I love Pearls and thought Pastis was just drawing in a very cool Wattersonian style. This is so much cooler.

Ty Johnston

My initial response was to feel sorry for Watterson. He’s going to get deluged with another million voices screaming, “Please bring back Calvin & Hobbes! Please, please, oh pretty please! We’ll do anything!”

But then I figured, he probably knows what he’s in for.

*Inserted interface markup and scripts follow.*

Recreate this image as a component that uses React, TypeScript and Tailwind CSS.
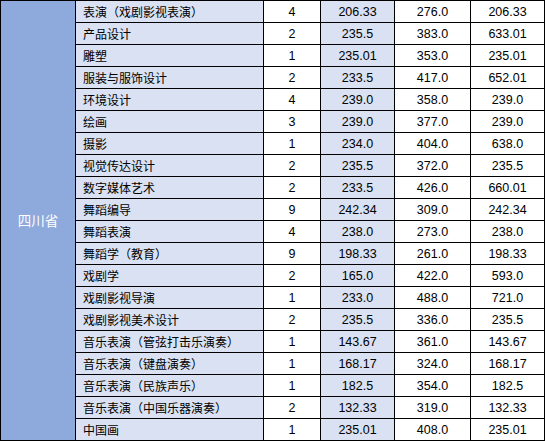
const rows: [string, string, string, string, string][] = [
  ["表演（戏剧影视表演）", "4", "206.33", "276.0", "206.33"],
  ["产品设计", "2", "235.5", "383.0", "633.01"],
  ["雕塑", "1", "235.01", "353.0", "235.01"],
  ["服装与服饰设计", "2", "233.5", "417.0", "652.01"],
  ["环境设计", "4", "239.0", "358.0", "239.0"],
  ["绘画", "3", "239.0", "377.0", "239.0"],
  ["摄影", "1", "234.0", "404.0", "638.0"],
  ["视觉传达设计", "2", "235.5", "372.0", "235.5"],
  ["数字媒体艺术", "2", "233.5", "426.0", "660.01"],
  ["舞蹈编导", "9", "242.34", "309.0", "242.34"],
  ["舞蹈表演", "4", "238.0", "273.0", "238.0"],
  ["舞蹈学（教育）", "9", "198.33", "261.0", "198.33"],
  ["戏剧学", "2", "165.0", "422.0", "593.0"],
  ["戏剧影视导演", "1", "233.0", "488.0", "721.0"],
  ["戏剧影视美术设计", "2", "235.5", "336.0", "235.5"],
  ["音乐表演（管弦打击乐演奏）", "1", "143.67", "361.0", "143.67"],
  ["音乐表演（键盘演奏）", "1", "168.17", "324.0", "168.17"],
  ["音乐表演（民族声乐）", "1", "182.5", "354.0", "182.5"],
  ["音乐表演（中国乐器演奏）", "2", "132.33", "319.0", "132.33"],
  ["中国画", "1", "235.01", "408.0", "235.01"],
];

const cjk = "font-['Noto_Sans_CJK_SC',sans-serif]";
const num = "font-['Liberation_Sans',sans-serif]";

export default function App() {
  return (
    <div className="w-[545px] h-[442px] bg-white">
      <div className="grid grid-cols-[74px_187px_56px_73px_75px_73px] grid-rows-[repeat(20,21px)] gap-px p-px bg-black w-[545px] text-black">
        <div
          className={`row-span-20 bg-[#8ea9db] flex items-center justify-center text-white text-[13.5px] ${cjk}`}
        >
          四川省
        </div>
        {rows.map(([name, count, a, b, c]) => (
          <Row key={name} name={name} count={count} a={a} b={b} c={c} />
        ))}
      </div>
    </div>
  );
}

function Row({
  name,
  count,
  a,
  b,
  c,
}: {
  name: string;
  count: string;
  a: string;
  b: string;
  c: string;
}) {
  return (
    <>
      <div
        className={`bg-[#d9e1f2] flex items-end pl-[7px] pb-[1px] text-[12px] leading-[18px] whitespace-nowrap ${cjk}`}
      >
        {name}
      </div>
      <div className={`bg-white flex items-end justify-center pb-[1px] text-[12.5px] leading-[18px] ${num}`}>
        {count}
      </div>
      <div className={`bg-[#d9e1f2] flex items-end justify-center pb-[1px] text-[12.5px] leading-[18px] ${num}`}>
        {a}
      </div>
      <div className={`bg-white flex items-end justify-center pb-[1px] text-[12.5px] leading-[18px] ${num}`}>
        {b}
      </div>
      <div className={`bg-white flex items-end justify-center pb-[1px] text-[12.5px] leading-[18px] ${num}`}>
        {c}
      </div>
    </>
  );
}
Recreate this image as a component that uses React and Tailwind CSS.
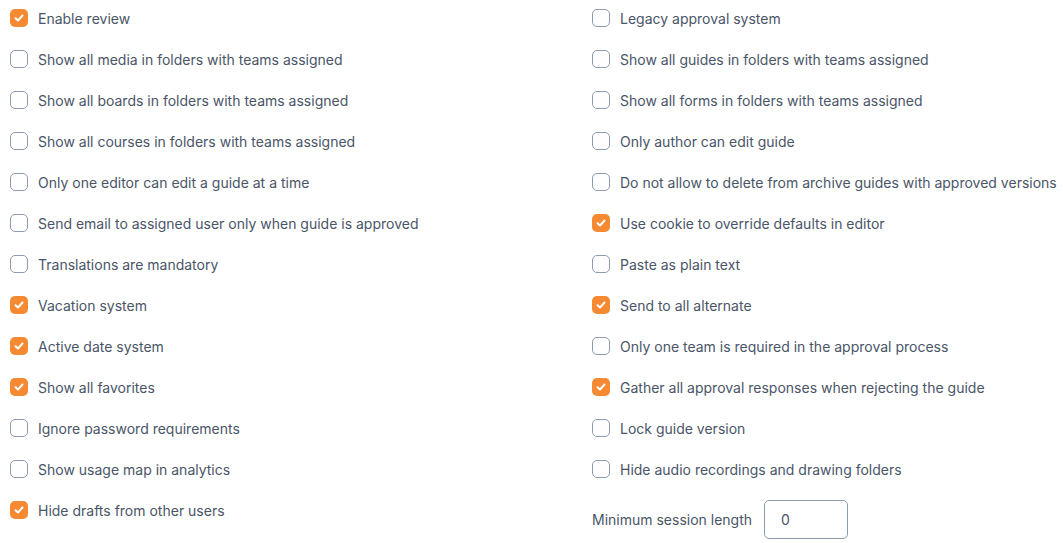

So, Bill, if you’re reading this … please, please, oh pretty please, bring back Calvin & Hobbes! The planets will align and all will be right with the universe once more!

Thomas Parker

I too would love to see Watterson bring back Calvin and Hobbes…and then again, maybe I wouldn’t. How many artists have the good sense and self-control to leave at the top, before they start producing faded carbon copies of their best work? Not very many. I’ve been slowly buying the Fantagraphics Complete Peanuts hardcovers, and last week I got the 1963-64 and 1965-66 volumes. I think this was Schultz’s absolute peak, but when I think about the strip’s decline by the end of the 70’s and through the 80’s, I get as depressed as Charlie Brown ever did. Schultz had said everything he had to say by that time; the only thing keeping Peanuts going then was inertia and marketing and Schultz’s apparent inability to think of anything else to do. Watterson – and Gary Larson – certainly have avoided that. I would love to see Watterson working again, but even more than revisiting something he’s already done, I would be excited to see him do something completely new.

MichaelPenkas

I’d love to see what’s been on Bill Watterson’s mind these last twenty years as well. Calvin & Hobbes was great as is and doesn’t need a single additional strip added. Hopefully, this project is just a prelude for something new and completely different from Mr. Watterson.